Igor : Oui, on avait fait un « one shot » sur la Péniche à Liège : on essayait des choses. Toute cette réflexion sur le quartet remonte à il y a deux ans et surtout un an, depuis que le projet se précise vraiment. J’ai cela en tête tous les jours, je m’endors en pensant aux morceaux que j’ai écrits. Le plus important était de connaître le line up, les musiciens avec lesquels j’allais jouer, pour écrire en fonction d’eux. Il y a eu beaucoup de réflexion sur la manière de composer, en gardant cette idée que je joue avec Alex, Viktor et Jérôme. C’est un long processus. L’idée d’un quartet a émergé lorsque j’ai joué avec Toine. J’ai essayé plusieurs formules mais je crois que j’ai trouvé l’équipe parfaite et, humainement, ça fonctionne bien : on aurait aucun problème à partir en tournée ensemble, on peut faire la fête ensemble.

Tu enregistres un nouveau répertoire ?

Igor : Oui, pour le moment, j’ai écrit sept compositions, Alex, Viktor et Jérôme en ont composé une chacun. On verra ce que l’on mettra sur l’album. Il faudra, malheureusement, faire des choix, ne fût-ce qu’au niveau de la durée, sinon, personnellement, je mettrais tout.

Ici, Alex, on vous a entendu uniquement au bugle…

Alex : Oui mais je joue parfois de la trompette. Je la travaille beaucoup, mais le bugle est mon instrument de prédilection, en le faisant sonner comme je voudrais le faire avec une trompette. A un moment, je ferai le lien entre les deux.

Vous utilisez quelques effets qui font un peu penser à Paolo Fresu…

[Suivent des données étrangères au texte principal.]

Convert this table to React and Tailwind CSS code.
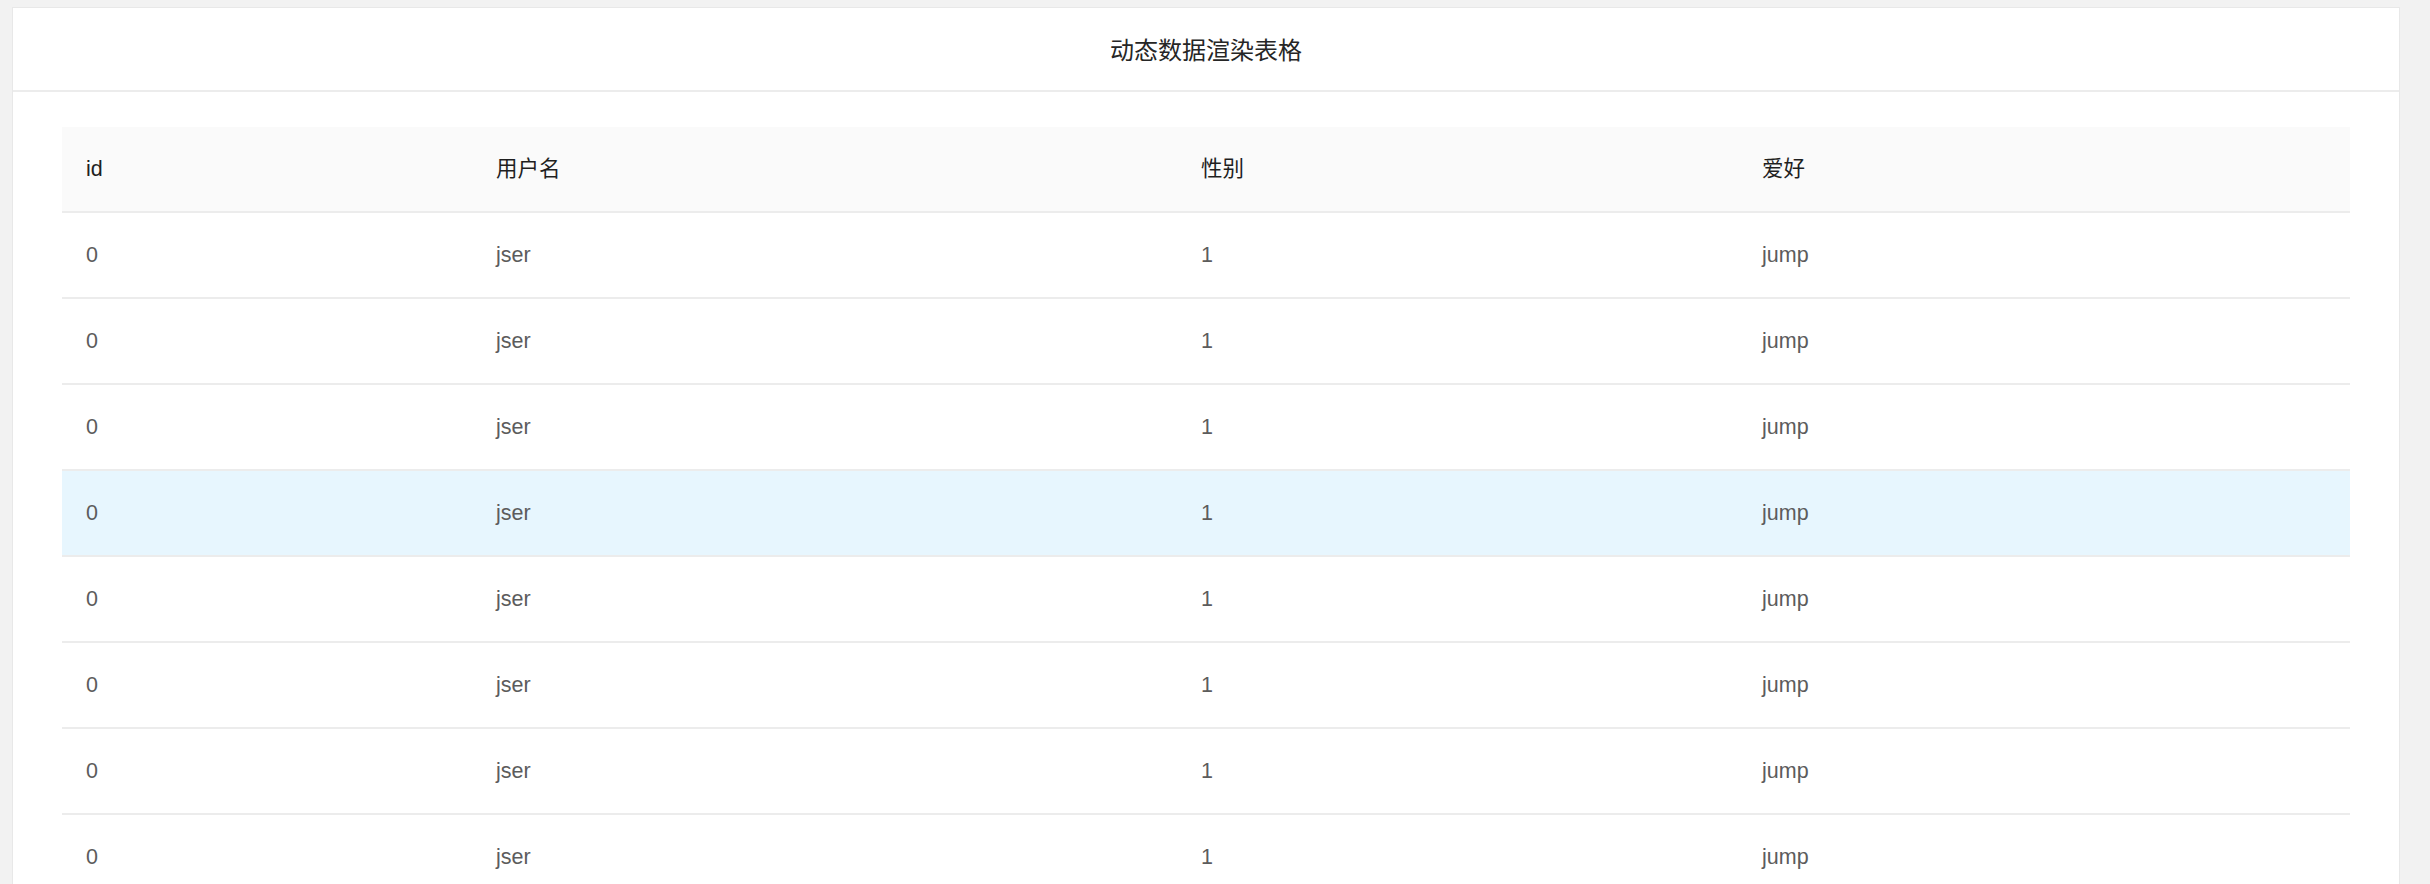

Alex : Je les utilise parfois beaucoup, ça dépend des projets. Celui d’Igor est intéressant parce qu’il peut laisser de la place. Là, je n’avais amené qu’une partie de mon matériel, parce que c’est facile à installer. Paolo utilise effectivement très bien ces effets. C’est assez rare les groupes acoustiques actuels dans lesquels on peut se permettre d’utiliser ces effets. C’est à mi-chemin entre deux styles, sans être de la musique groove ou funk. Il y a ces composantes dans le quartet, c’est un mélange entre jazz, swing, groove et romantisme, ce qui laisse beaucoup d’espace pour ces effets, sans avoir fatalement une pédale wa-wa, comme Miles, dans les années ’70. Les effets permettent d’avoir de la largeur, de l’espace, des ambiances mais il faudra qu’on se pose la question de savoir bien les utiliser.

Sur l’album, il y aura des claviers électriques ?

Igor : Oui, Jérôme est aussi pianiste, c’est pour cela qu’il est intéressant de l’avoir dans cette équipe. Il sait donc jouer du clavier et, comme il y a beaucoup d’espace, je voulais donner des atmosphères très planantes et l’apport du synthé, qu’il fait de manière très discrète, pour créer des ambiances, un soutenu harmonique, en-dessous du piano, peut être intéressante. C’est un travail auquel on va  s’attacher pendant l’enregistrement, pour savoir comment bien faire sonner cet apport du synthé.

Alex, dans votre discographie, il y a beaucoup d’enregistrements avec le saxophoniste Guillaume Naturel…

Alex : Oui, et je continue à travailler avec Guillaume. Je joue avec lui depuis 1999 et on a eu un groupe plus électro, avec DJ Cam, et, pour le moment, on joue avec le comédien Jacques Gamblin, dans le spectacle « Ce que le djazz a fait à ma jambe ». Guillaume, c’est la seconde moitié de moi-même : on se connaît vraiment bien et on a fait aussi un gros travail de producteur, comme Daniel Romeo ou Eric Legnini : des titres de hip hop, de nu-soul, des musiques à l’avant-garde dans les années 2000, des albums avec lesquels on a eu des prix, comme les Victoires de la Musique ou le UK Hip Hop Award, pour l’album Soulshine, avec DJ Cam et Cameo. C’est d’ailleurs drôle de se retrouver avec Igor par l’intermédiaire de Daniel : Igor est un ancien élève d’Eric.

(c) Roger Vantilt

Igor, tu as eu pas mal de dates : Marni, Nandrin, Dinant avec le quartet et puis, à Liège, dans des configurations différentes…

Igor : Oui, je suis venu au Château du Waroux, à l’invitation du Centre Culturel d’Ans, en compagnie de Nicolas Kummert, avec qui j’ai eu l’occasion de partir au Brésil cette année, pour une tournée : on avait monté un répertoire en duo. Puis, en décembre, on a joué avec le quartet à la Salle Académique de l’Université de Liège. On a  joué aussi, le 3 décembre, à Charleroi, au Palais des Beaux-Arts. L’album sortira en mars prochain et on a déjà deux dates, une à l’Ancienne Belgique, le 11 mars et puis, le 17, à Sprimont.